Но говорю вполне серьезно: болезнь действительно оказалась очень тяжелой. — Пи-Эм понизил голос до шепота:
— Он был на грани помешательства. Ему совершенно нельзя пить.
— Ну и не будет.
— Погодите. Вы меня не поняли. Я хочу сказать: у него может появиться желание выпить. Особенно когда кругом все пьют. А для него капля алкоголя — уже яд.
— Не преувеличиваете?
— Нисколько.
— Вы уверены, Пи-Эм, что сказали мне всю правду?
— Зачем мне врать?
— Вот вы упомянули, что он был на грани помешательства. Только ли на грани? Может быть, в определенный момент…
— Тише, Лил!
— Значит, да?
— Надеюсь, вы умеете молчать?
Правильно он поступает? Или нет?
— И все-таки привозите его. Обещаю соблюдать осторожность.
У той, которая некогда подметила в Доналде что-то очень печальное, тоже был задумчивый вид. Теперь Пи-Эм вспомнил: перед ним внезапно ожило женское лицо.
Как странно воскрешать такие давние воспоминания здесь, рядом с желтыми водами реки, у подножия гор, снова закутавшихся в облака!
— Вот-те на! — бросил кто-то. — В Мексике опять дождь.
В самом деле, на горизонте, между небом и землей, встало нечто вроде колонны, еще более темной и зыбкой, чем раньше.
— Я же говорил, что зарядило на неделю самое меньшее!
Загудели моторы. Один за другим собравшиеся разъезжались по домам: перекусят, примут ванну и возьмутся за старое.

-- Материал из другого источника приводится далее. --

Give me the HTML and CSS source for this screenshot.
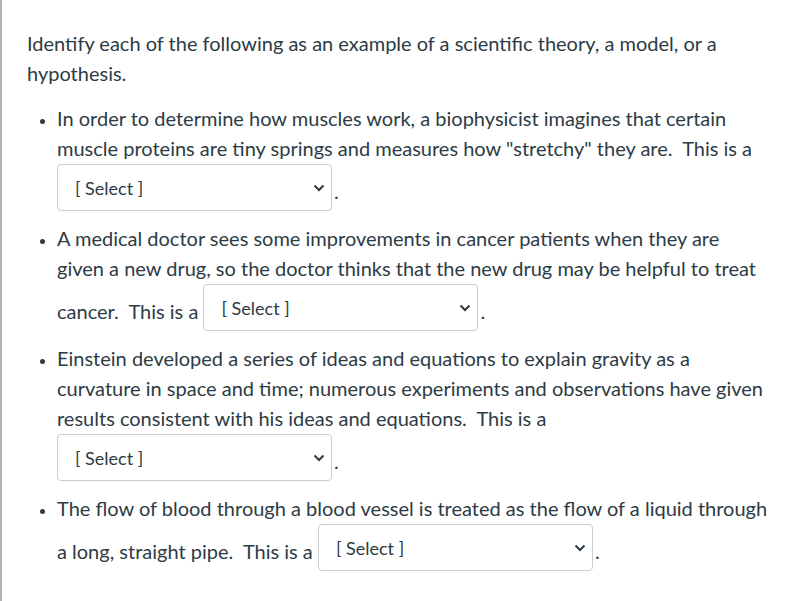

— Жду! — напомнила всем Лил Ноленд.
Лил Ноленд — брюнетка, кожа — как у мексиканки.
Та, которая говорила когда-то о печали Доналда, была блондинка, такая светлая, что казалась совсем белокурой. Тоненькая блондинка с продолговатым и, несмотря на неполные шестнадцать, уже серьезным лицом.
«Маленькая мама»…
Так называли ее там, в Айове, где папаша Эшбридж держал лавку, торгуя всякой всячиной: бакалеей, скобяным товаром, огородной рассадой, удобрениями, готовым платьем. В Эпплтоне была всего одна улица, и магазинчик папаши Эшбриджа располагался на самой середине ее, являясь, так сказать, центром и душой поселка. Дом был деревянный, одноэтажный, с верандой со стороны фасада; на этой веранде вечно торчали мужчины — пили пиво или жевали резинку, развалившись в качалках.
Родители «маленькой мамы» жили у самой околицы, в последнем на улице доме, кое-как сколоченном из старых досок, рифленого железа — словом, из того, что удалось подобрать на свалках, и слишком тесном для целой кучи — не то восемь, не то девять — ребятишек, калеки-матери, прикованной к инвалидному креслу, и почти всегда пьяного отца. фамилия их была Додсон, девочку звали Милдред.
Ходила она обычно босиком, в цветастом ситцевом платье, слишком просторном для такого худенького тела.
Тем не менее на несколько недель она стала подружкой Пи-Эм. Тогда ему, кажется, шел только шестнадцатый. Он был не из ранних: девушки еще вызывали в нем робость. Милдред оказалась первой, которую он повел в кино в соседний поселок Ферфилд.
Она никогда не смеялась. Доналд, которому едва стукнуло четырнадцать, был ростом с брата и на вид одних лет с ним.
— До чего же твой брат печальный…
Все это вспомнилось теперь Пи-Эм. До этого дня никто не замечал, что вид у Доналда печальнее, чем у других. Пи-Эм пропустил тогда эту реплику мимо ушей. Вскоре он опять стал ходить в высшую школу [3] в Ферфилде, а затем уехал — уехал всерьез, на семнадцать лет, и начисто забыл о Милдред, которую и поцеловал-то в темноте всего раз-другой.
Много позже брат написал ему, что женится. Выбрал он именно Милдред.
Любопытно, правда? С тех пор прошло двадцать лет, Санта-Крус разливалась неизвестно сколько раз, и надо же! Доналд оказывается у него, Пи-Эм, в комнате для гостей, а Милдред с детьми ждет мужа в Ногалесе, по ту сторону границы, за проволочной изгородью!
Пи-Эм больше ее не видел. Не видел он и детей — двух мальчиков и девочку, не знал даже, как их зовут.